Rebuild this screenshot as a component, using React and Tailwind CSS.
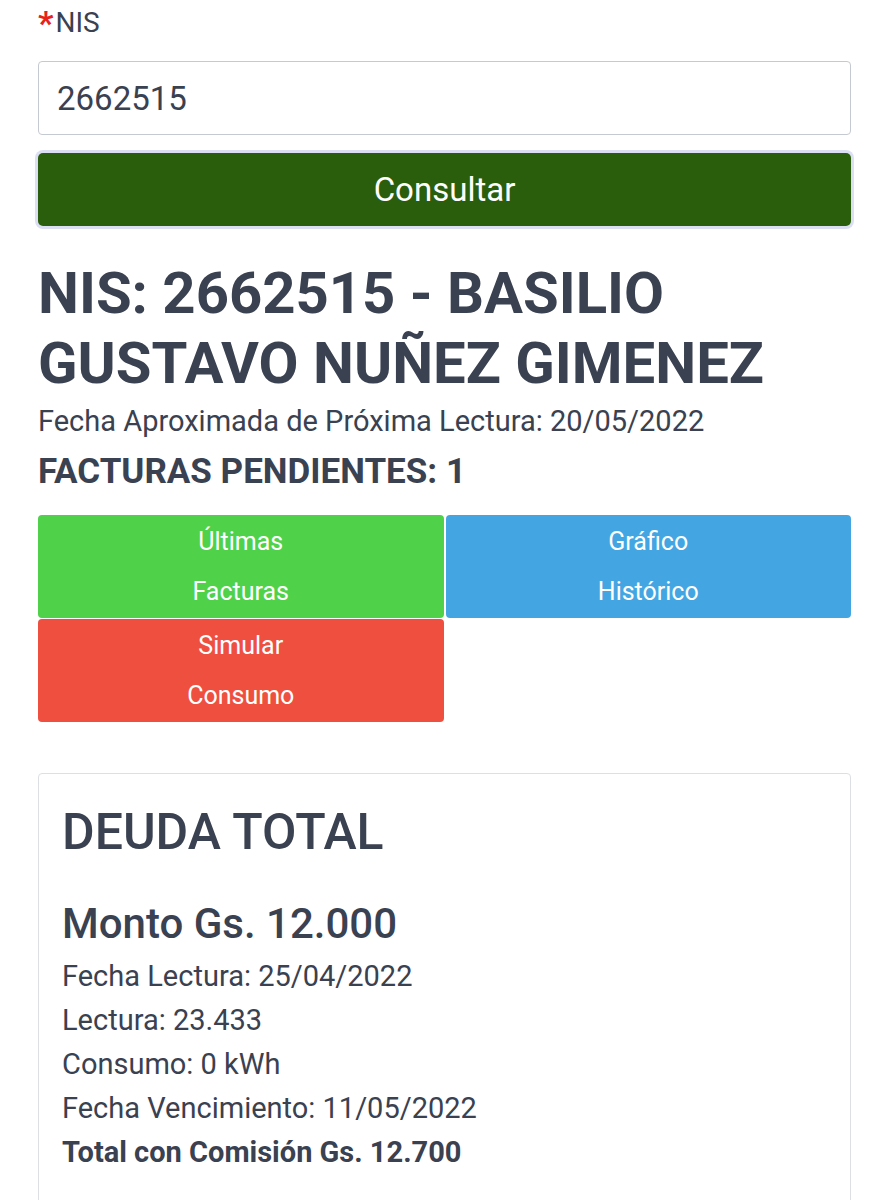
import React, { useState } from "react";

const App = () => {
  const [nis, setNis] = useState("2662515");

  return (
    <div className="min-h-[1200px] bg-white pl-[38px] pr-[32px] pt-[8px] pb-10 font-['Roboto',sans-serif] text-[#3a4150]">
      {/* NIS label */}
      <label className="flex items-start text-[28px] leading-[30px]">
        <span className="mr-[2px] text-[34px] leading-[30px] font-bold text-[#e8211a]">*</span>
        NIS
      </label>

      {/* Input */}
      <input
        value={nis}
        onChange={(e) => setNis(e.target.value)}
        className="mt-[23px] block h-[74px] w-full rounded-[4px] border-[1.5px] border-[#c5c9d1] bg-white px-[18px] text-[33px] text-[#3a4150] outline-none"
      />

      {/* Consultar button */}
      <button className="mt-[18px] flex h-[73px] w-full items-center justify-center rounded-[5px] bg-[#2b5e0c] text-[33px] text-white ring-[3px] ring-[#dcdff3]">
        Consultar
      </button>

      {/* Heading */}
      <h1 className="mt-[32px] text-[58px] leading-[70px] font-bold">
        NIS: 2662515 - BASILIO GUSTAVO NUÑEZ GIMENEZ
      </h1>
      <p className="mt-[5px] text-[29px] leading-[36px]">
        Fecha Aproximada de Próxima Lectura: 20/05/2022
      </p>
      <p className="mt-[13px] text-[35px] leading-[40px] font-bold">
        FACTURAS PENDIENTES: 1
      </p>

      {/* Action buttons */}
      <div className="mt-[23px] grid grid-cols-2 gap-x-[2px] gap-y-[1px]">
        <button className="flex h-[103px] flex-col items-center justify-center rounded-[4px] bg-[#4fd14a] text-[25px] leading-[50px] text-white">
          <span>Últimas</span>
          <span>Facturas</span>
        </button>
        <button className="flex h-[103px] flex-col items-center justify-center rounded-[4px] bg-[#43a6e3] text-[25px] leading-[50px] text-white">
          <span>Gráfico</span>
          <span>Histórico</span>
        </button>
        <button className="flex h-[103px] flex-col items-center justify-center rounded-[4px] bg-[#ef4f3f] text-[25px] leading-[50px] text-white">
          <span>Simular</span>
          <span>Consumo</span>
        </button>
      </div>

      {/* Deuda total card */}
      <div className="mt-[51px] rounded-[4px] border border-[#dcdfe3] px-[23px] pt-[31px] pb-[60px]">
        <h2 className="text-[50px] leading-[55px] font-medium">DEUDA TOTAL</h2>
        <h3 className="mt-[40px] text-[42px] leading-[48px] font-medium">Monto Gs. 12.000</h3>
        <div className="mt-[6px] text-[29px] leading-[44px]">
          <p>Fecha Lectura: 25/04/2022</p>
          <p>Lectura: 23.433</p>
          <p>Consumo: 0 kWh</p>
          <p>Fecha Vencimiento: 11/05/2022</p>
          <p className="font-bold">Total con Comisión Gs. 12.700</p>
        </div>
      </div>
    </div>
  );
};

export default App;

**Task prompt**
Return each line from the material above exactly, but not the pictures.

**Result for this task**
Rebuild this screenshot as a component, using React and Tailwind CSS.
import React, { useState } from "react";

const App = () => {
  const [nis, setNis] = useState("2662515");

  return (
    <div className="min-h-[1200px] bg-white pl-[38px] pr-[32px] pt-[8px] pb-10 font-['Roboto',sans-serif] text-[#3a4150]">
      {/* NIS label */}
      <label className="flex items-start text-[28px] leading-[30px]">
        <span className="mr-[2px] text-[34px] leading-[30px] font-bold text-[#e8211a]">*</span>
        NIS
      </label>

      {/* Input */}
      <input
        value={nis}
        onChange={(e) => setNis(e.target.value)}
        className="mt-[23px] block h-[74px] w-full rounded-[4px] border-[1.5px] border-[#c5c9d1] bg-white px-[18px] text-[33px] text-[#3a4150] outline-none"
      />

      {/* Consultar button */}
      <button className="mt-[18px] flex h-[73px] w-full items-center justify-center rounded-[5px] bg-[#2b5e0c] text-[33px] text-white ring-[3px] ring-[#dcdff3]">
        Consultar
      </button>

      {/* Heading */}
      <h1 className="mt-[32px] text-[58px] leading-[70px] font-bold">
        NIS: 2662515 - BASILIO GUSTAVO NUÑEZ GIMENEZ
      </h1>
      <p className="mt-[5px] text-[29px] leading-[36px]">
        Fecha Aproximada de Próxima Lectura: 20/05/2022
      </p>
      <p className="mt-[13px] text-[35px] leading-[40px] font-bold">
        FACTURAS PENDIENTES: 1
      </p>

      {/* Action buttons */}
      <div className="mt-[23px] grid grid-cols-2 gap-x-[2px] gap-y-[1px]">
        <button className="flex h-[103px] flex-col items-center justify-center rounded-[4px] bg-[#4fd14a] text-[25px] leading-[50px] text-white">
          <span>Últimas</span>
          <span>Facturas</span>
        </button>
        <button className="flex h-[103px] flex-col items-center justify-center rounded-[4px] bg-[#43a6e3] text-[25px] leading-[50px] text-white">
          <span>Gráfico</span>
          <span>Histórico</span>
        </button>
        <button className="flex h-[103px] flex-col items-center justify-center rounded-[4px] bg-[#ef4f3f] text-[25px] leading-[50px] text-white">
          <span>Simular</span>
          <span>Consumo</span>
        </button>
      </div>

      {/* Deuda total card */}
      <div className="mt-[51px] rounded-[4px] border border-[#dcdfe3] px-[23px] pt-[31px] pb-[60px]">
        <h2 className="text-[50px] leading-[55px] font-medium">DEUDA TOTAL</h2>
        <h3 className="mt-[40px] text-[42px] leading-[48px] font-medium">Monto Gs. 12.000</h3>
        <div className="mt-[6px] text-[29px] leading-[44px]">
          <p>Fecha Lectura: 25/04/2022</p>
          <p>Lectura: 23.433</p>
          <p>Consumo: 0 kWh</p>
          <p>Fecha Vencimiento: 11/05/2022</p>
          <p className="font-bold">Total con Comisión Gs. 12.700</p>
        </div>
      </div>
    </div>
  );
};

export default App;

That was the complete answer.